Yeah. I mean, this being a Law & Liberty podcast, it’s of course absolutely right for you to ask the question about law and legal practices. And yes, you’re right. There’s this text that talks about law being administered at the so-called Step Gate, which is near a place where later the ziggurat, the temple tower would be located. At this time, probably it wasn’t yet there, and where this popular assembly would actually come together and deal with these matters. It was not something that was solely handled by a very small group of elite members, but it was really all these free individuals, apparently. They were in charge of administering law. And it seems, based again on documents from Kanesh, as though in this location near the Step Gate, there were a number of stelæ inscribed with actual law.

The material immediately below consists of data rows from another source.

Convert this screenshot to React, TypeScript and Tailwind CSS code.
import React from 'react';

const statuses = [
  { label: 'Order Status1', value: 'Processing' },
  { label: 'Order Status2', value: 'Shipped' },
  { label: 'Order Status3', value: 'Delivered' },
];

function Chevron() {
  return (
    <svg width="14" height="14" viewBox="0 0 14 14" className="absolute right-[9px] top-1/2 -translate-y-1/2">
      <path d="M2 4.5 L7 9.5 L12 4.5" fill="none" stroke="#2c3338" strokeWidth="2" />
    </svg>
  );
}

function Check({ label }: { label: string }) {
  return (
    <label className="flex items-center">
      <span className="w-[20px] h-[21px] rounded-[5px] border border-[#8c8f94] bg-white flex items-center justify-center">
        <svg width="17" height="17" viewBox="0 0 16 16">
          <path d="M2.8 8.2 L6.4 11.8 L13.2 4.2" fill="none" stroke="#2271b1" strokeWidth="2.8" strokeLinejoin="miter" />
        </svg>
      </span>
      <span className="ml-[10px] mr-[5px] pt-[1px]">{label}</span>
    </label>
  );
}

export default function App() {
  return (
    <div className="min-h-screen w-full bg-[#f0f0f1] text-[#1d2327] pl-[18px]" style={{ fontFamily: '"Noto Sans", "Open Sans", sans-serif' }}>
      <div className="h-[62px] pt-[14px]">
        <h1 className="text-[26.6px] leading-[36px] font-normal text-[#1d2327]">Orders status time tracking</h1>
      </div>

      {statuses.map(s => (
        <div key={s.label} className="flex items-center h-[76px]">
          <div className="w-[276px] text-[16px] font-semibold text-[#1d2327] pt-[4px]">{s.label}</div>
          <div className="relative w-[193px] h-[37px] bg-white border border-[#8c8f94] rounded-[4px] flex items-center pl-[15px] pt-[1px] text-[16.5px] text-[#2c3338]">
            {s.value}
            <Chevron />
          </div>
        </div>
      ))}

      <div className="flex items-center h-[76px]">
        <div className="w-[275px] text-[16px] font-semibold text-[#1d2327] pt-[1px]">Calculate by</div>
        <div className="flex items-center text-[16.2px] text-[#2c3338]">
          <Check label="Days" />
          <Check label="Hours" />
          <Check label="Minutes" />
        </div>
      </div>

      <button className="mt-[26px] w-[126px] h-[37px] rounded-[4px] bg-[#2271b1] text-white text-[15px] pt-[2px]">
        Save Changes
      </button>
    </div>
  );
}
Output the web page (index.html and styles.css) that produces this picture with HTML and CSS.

We haven’t found those. So altogether because all these early, well, layers are very deep down. The site of Ashur haven’t really been reached by archeologists. Most of this is known from this other place on Kanesh. But what we learned there is that those stelæ included laws such as, for instance, that no one, no merchant in Ashur was supposed, on punishment of death actually, to sell gold to anyone from Babylonia or from the Hurrians, who lived around the city of Ashur. So this sort of economic protectionism in place, and gold was apparently considered primarily a medium for storing wealth rather than for exchange. Exchange was actually handled through silver. So silver was the money of the ancient that he is including. The money in this earlier Assyrian history. So this is just one example of those laws inscribed on those stelæ.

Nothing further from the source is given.